For those of you who missed the Scissor Sisters at Stubb's last night I assure you a good time was had by all. I have only seen Stubb's as packed as it was last night on a couple of rare occasions and never on a Sunday night. Toward the end of the set I made my way toward the back to get a little extra moving, breathing room and I was surprised to see the venue packed in pretty tightly from the stage to the back wall. Generally, there is a pretty big gap toward the back but not last night. Not only that, the back section is usually where the patrons are the least engaged, texting, chatting, generally acting unaware of the concert taking place but I can tell you I saw people dancing and clapping along even in the back toward the porta-johns.

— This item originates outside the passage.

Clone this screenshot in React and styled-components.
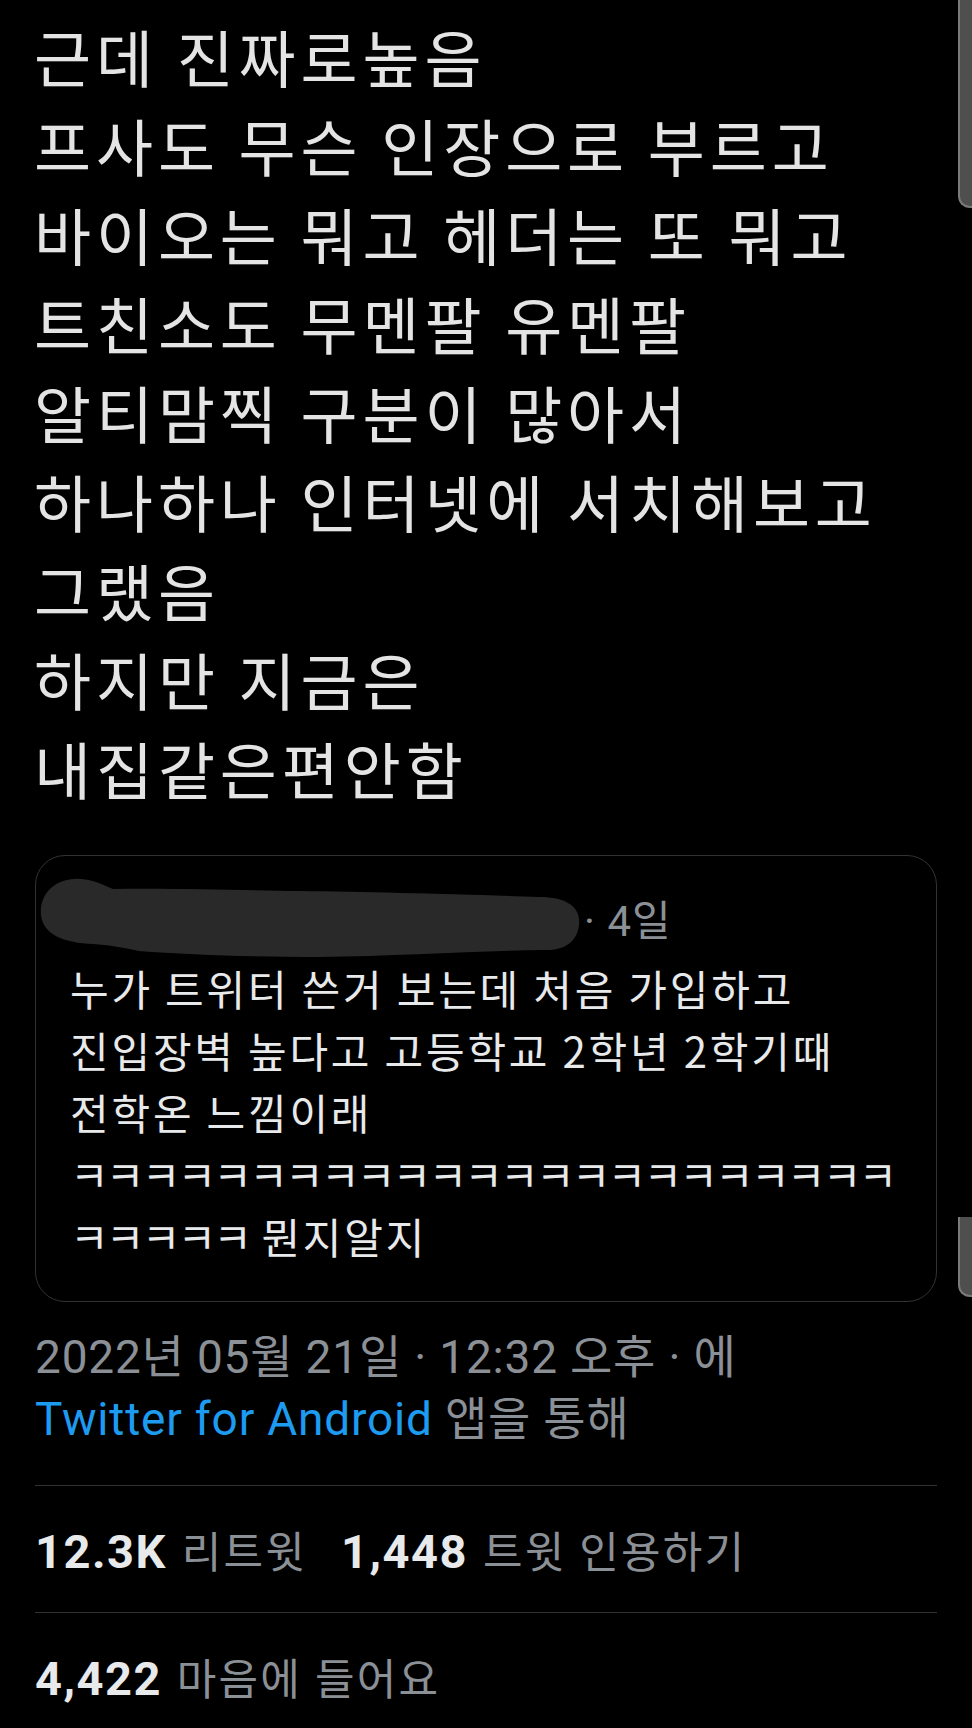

Fresh off their tour with Lady Gaga the Scissor Sisters were sounding well-rehearsed, while looking well-choreographed and fit. Personally, I haven't seen them perform since their first album when they were doing a club tour and I can tell you that their show really hasn't changed a whole lot. The only difference is it's much more exaggerated now than it was then. Instead of wearing just some leather pants, now Jake Shears dons patent leather chaps paired with matching underwear. Instead of just gyrating, now they thrust with vigor. Visually the biggest difference is the band just looks so much more polished than they used to. They were always going for a high-camp, super-fun time but now their back-up dancers have choreographed routines and Jake and Anna seem to have honed what sort of rock 'n roll stage moves get the best reactions. In other words, the club-band I saw has become an arena-band and they did it without compromising their music or their show.
Scissor Sisters - Fire With Fire video via YouTube
As far as the setlist goes, bands always walk a fine-line when promoting a new album. Do you play all kinds of new tracks and risk losing the audience or stick with the classics and hope they become aware of the new songs by the time the next tour comes around? Scissor Sisters managed to blend the new with the old quite nicely. The first part of the set seemed to alternate between the familiar hits and the new tracks. The crowd reacted to the new songs just as well as they did the classics although there was a lot more singing a long to the classics, obviously. I will say that no matter what they played last night people were dancing like no one was watching.
I didn't bring my Bloggy Cam so, unfortunately, I don't have any live-video for you to enjoy but something tells me Austin might see the Scissor Sisters again around Austin City Limits festival time. That is complete conjecture though, I have no connections to the folks who decide those things, I just feel like it would be wise.